### Dataset section
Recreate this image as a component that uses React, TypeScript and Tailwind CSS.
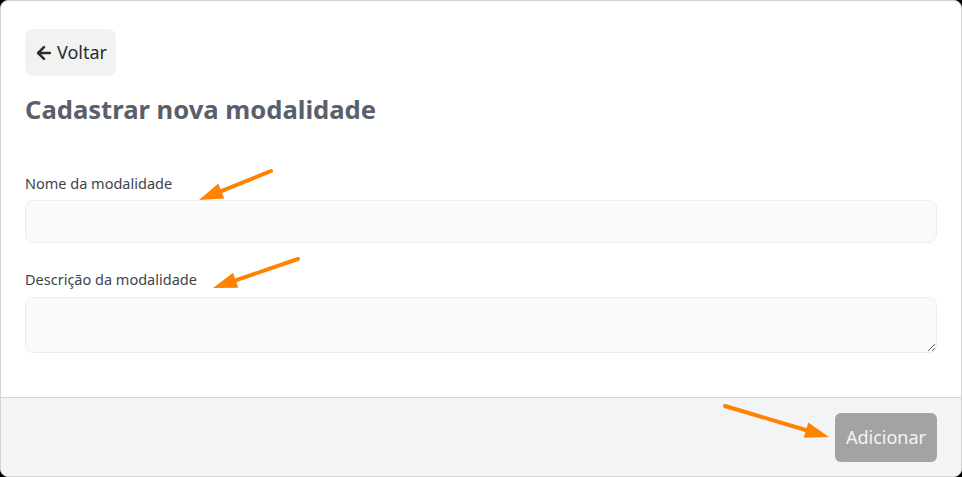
import { ArrowLeft } from 'lucide-react';

function Arrow({ x1, y1, x2, y2 }: { x1: number; y1: number; x2: number; y2: number }) {
  const dx = x2 - x1;
  const dy = y2 - y1;
  const len = Math.hypot(dx, dy);
  const ux = dx / len;
  const uy = dy / len;
  const headLen = 24;
  const half = 8;
  const bx = x2 - ux * headLen;
  const by = y2 - uy * headLen;
  const p1 = `${bx - uy * half},${by + ux * half}`;
  const p2 = `${bx + uy * half},${by - ux * half}`;
  return (
    <g>
      <line x1={x1} y1={y1} x2={bx + ux * 4} y2={by + uy * 4} stroke="#ff8200" strokeWidth={4} strokeLinecap="round" />
      <polygon points={`${x2},${y2} ${p1} ${p2}`} fill="#ff8200" />
    </g>
  );
}

export default function App() {
  return (
    <div className="relative h-screen w-full bg-black" style={{ fontFamily: '"Noto Sans", sans-serif' }}>
      <div className="flex h-full flex-col overflow-hidden rounded-lg border border-[#d4d4d4] bg-white">
        <div className="flex-1 px-6 pt-7">
          <button className="flex h-[47px] items-center gap-[3px] rounded-lg bg-[#f2f2f2] px-[9px] text-[18px] text-[#2b2b2b]">
            <ArrowLeft size={20} strokeWidth={3} />
            Voltar
          </button>
          <h1 className="mt-[16px] text-[25.6px] font-bold leading-9 text-[#59606c]">Cadastrar nova modalidade</h1>
          <form className="mt-[45px]">
            <label className="block text-[14.5px] leading-5 text-[#3d434d]">Nome da modalidade</label>
            <input
              type="text"
              className="mt-[7px] block h-[43px] w-full rounded-lg border border-[#ececec] bg-[#fafafa] px-3"
            />
            <label className="mt-[26px] block text-[14.5px] leading-5 text-[#3d434d]">Descrição da modalidade</label>
            <textarea className="mt-[8px] block h-[56px] w-full rounded-lg border border-[#ececec] bg-[#fafafa] px-3" />
          </form>
        </div>
        <div className="flex h-[79px] items-start justify-end border-t border-[#d4d4d4] bg-[#f3f4f6] px-6 pt-[15px]">
          <button className="h-[49px] rounded-md bg-[#a3a3a3] px-[11px] text-[18px] text-[#f4f4f4]">Adicionar</button>
        </div>
      </div>
      <svg className="pointer-events-none absolute inset-0" width="962" height="477">
        <Arrow x1={271} y1={171} x2={199} y2={200} />
        <Arrow x1={298} y1={259} x2={213} y2={288} />
        <Arrow x1={725} y1={406} x2={829} y2={437} />
      </svg>
    </div>
  );
}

### Required task
All of the lines above should be retyped precisely, apart from the pictures.

### Written answer
Recreate this image as a component that uses React, TypeScript and Tailwind CSS.
import { ArrowLeft } from 'lucide-react';

function Arrow({ x1, y1, x2, y2 }: { x1: number; y1: number; x2: number; y2: number }) {
  const dx = x2 - x1;
  const dy = y2 - y1;
  const len = Math.hypot(dx, dy);
  const ux = dx / len;
  const uy = dy / len;
  const headLen = 24;
  const half = 8;
  const bx = x2 - ux * headLen;
  const by = y2 - uy * headLen;
  const p1 = `${bx - uy * half},${by + ux * half}`;
  const p2 = `${bx + uy * half},${by - ux * half}`;
  return (
    <g>
      <line x1={x1} y1={y1} x2={bx + ux * 4} y2={by + uy * 4} stroke="#ff8200" strokeWidth={4} strokeLinecap="round" />
      <polygon points={`${x2},${y2} ${p1} ${p2}`} fill="#ff8200" />
    </g>
  );
}

export default function App() {
  return (
    <div className="relative h-screen w-full bg-black" style={{ fontFamily: '"Noto Sans", sans-serif' }}>
      <div className="flex h-full flex-col overflow-hidden rounded-lg border border-[#d4d4d4] bg-white">
        <div className="flex-1 px-6 pt-7">
          <button className="flex h-[47px] items-center gap-[3px] rounded-lg bg-[#f2f2f2] px-[9px] text-[18px] text-[#2b2b2b]">
            <ArrowLeft size={20} strokeWidth={3} />
            Voltar
          </button>
          <h1 className="mt-[16px] text-[25.6px] font-bold leading-9 text-[#59606c]">Cadastrar nova modalidade</h1>
          <form className="mt-[45px]">
            <label className="block text-[14.5px] leading-5 text-[#3d434d]">Nome da modalidade</label>
            <input
              type="text"
              className="mt-[7px] block h-[43px] w-full rounded-lg border border-[#ececec] bg-[#fafafa] px-3"
            />
            <label className="mt-[26px] block text-[14.5px] leading-5 text-[#3d434d]">Descrição da modalidade</label>
            <textarea className="mt-[8px] block h-[56px] w-full rounded-lg border border-[#ececec] bg-[#fafafa] px-3" />
          </form>
        </div>
        <div className="flex h-[79px] items-start justify-end border-t border-[#d4d4d4] bg-[#f3f4f6] px-6 pt-[15px]">
          <button className="h-[49px] rounded-md bg-[#a3a3a3] px-[11px] text-[18px] text-[#f4f4f4]">Adicionar</button>
        </div>
      </div>
      <svg className="pointer-events-none absolute inset-0" width="962" height="477">
        <Arrow x1={271} y1={171} x2={199} y2={200} />
        <Arrow x1={298} y1={259} x2={213} y2={288} />
        <Arrow x1={725} y1={406} x2={829} y2={437} />
      </svg>
    </div>
  );
}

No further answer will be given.